Egal, wie kurz oder lang der Abschluss zurückliegt: Irgendwann flattert eine Einladung zum Klassentreffen in den (virtuellen) Briefkasten. Ist es legitim, zu schwänzen?
Doris Wegner, Lara Voelter
 |  aktualisiert: 11.03.2024 11:15 Uhr

Pro: Klassentreffen gleichen häufig eher Verkaufsgesprächen

"Wäre doch schön, sich mal wieder zu sehen, über die alten Zeiten zu quatschen ..." Wäre es das? Der erste Gedanke lautet: nein. Und der zweite: ebenfalls nein. Das Klassentreffen also schwänzen? Definitiv. Denn häufig tauscht man mit den ehemaligen Klassenkameradinnen und -kameraden doch nur noch Worte, die an der Oberfläche wabern und dann wirkungslos verhallen.
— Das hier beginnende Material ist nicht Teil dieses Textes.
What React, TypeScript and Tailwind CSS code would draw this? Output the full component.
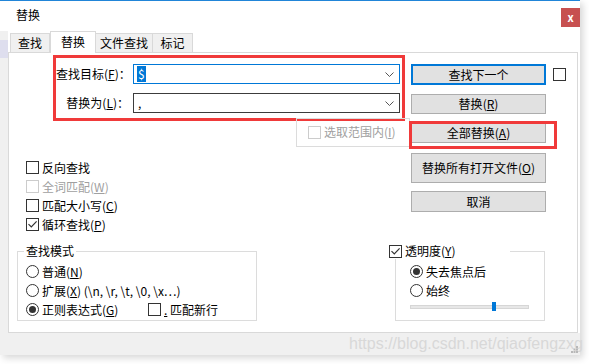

Außerdem: Warum sich der kompletten Pathologie menschlichen Verhaltens aussetzen? Neid, Schadenfreude, Egoismus. Und warum zu einem Treffen gehen, bei dem das Gefühl entstehen kann, am falschen Tisch zu sitzen. Klassentreffen oder Verkaufsgespräch? Häufig deckungsgleich. 
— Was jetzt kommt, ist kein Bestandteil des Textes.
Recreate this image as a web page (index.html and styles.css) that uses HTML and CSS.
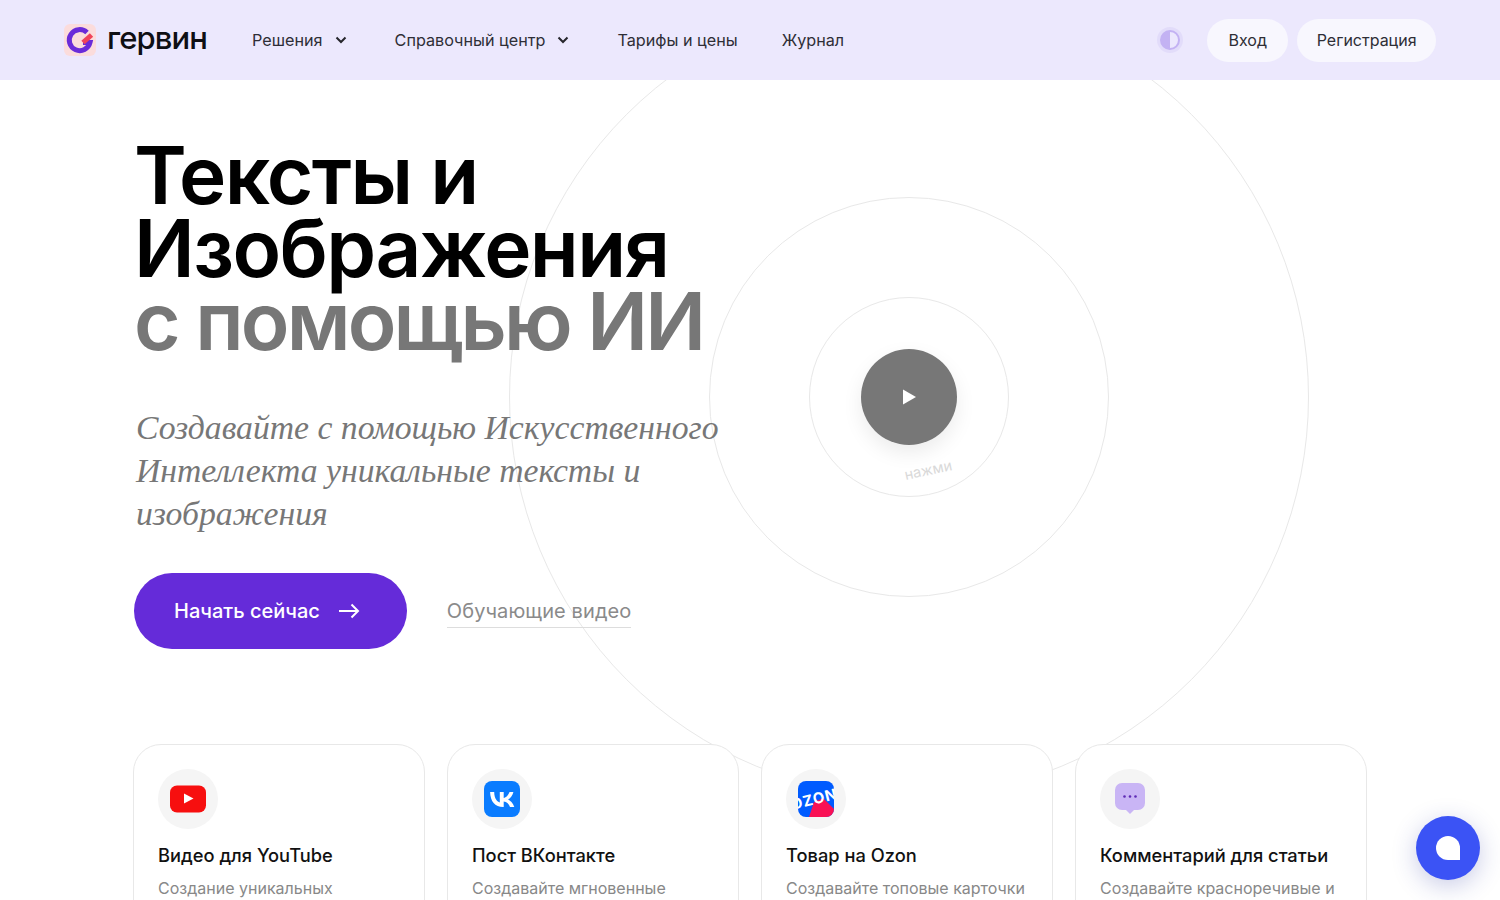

Jede Jahrgangsstufe hat wohl ein paar besonders mitteilungsbedürftige Exemplare zu bieten, die die Bescheidenheit nicht gerade kultivieren. Die ohne Superlativ verloren sind. Monolog. Erfolgsanalyse. Monolog. Erfolgsanalyse. Und dazwischen etliche Krumen vermeintlicher Individualität gestreut. Umwege und Holzwege sind maximal geduldet – mit zwei hochgezogenen Augenbrauen. Bruchbiografien: verachtenswert. Bullerbü-Idylle: erstrebenswert. Ach so, wie war das mit der Individualität?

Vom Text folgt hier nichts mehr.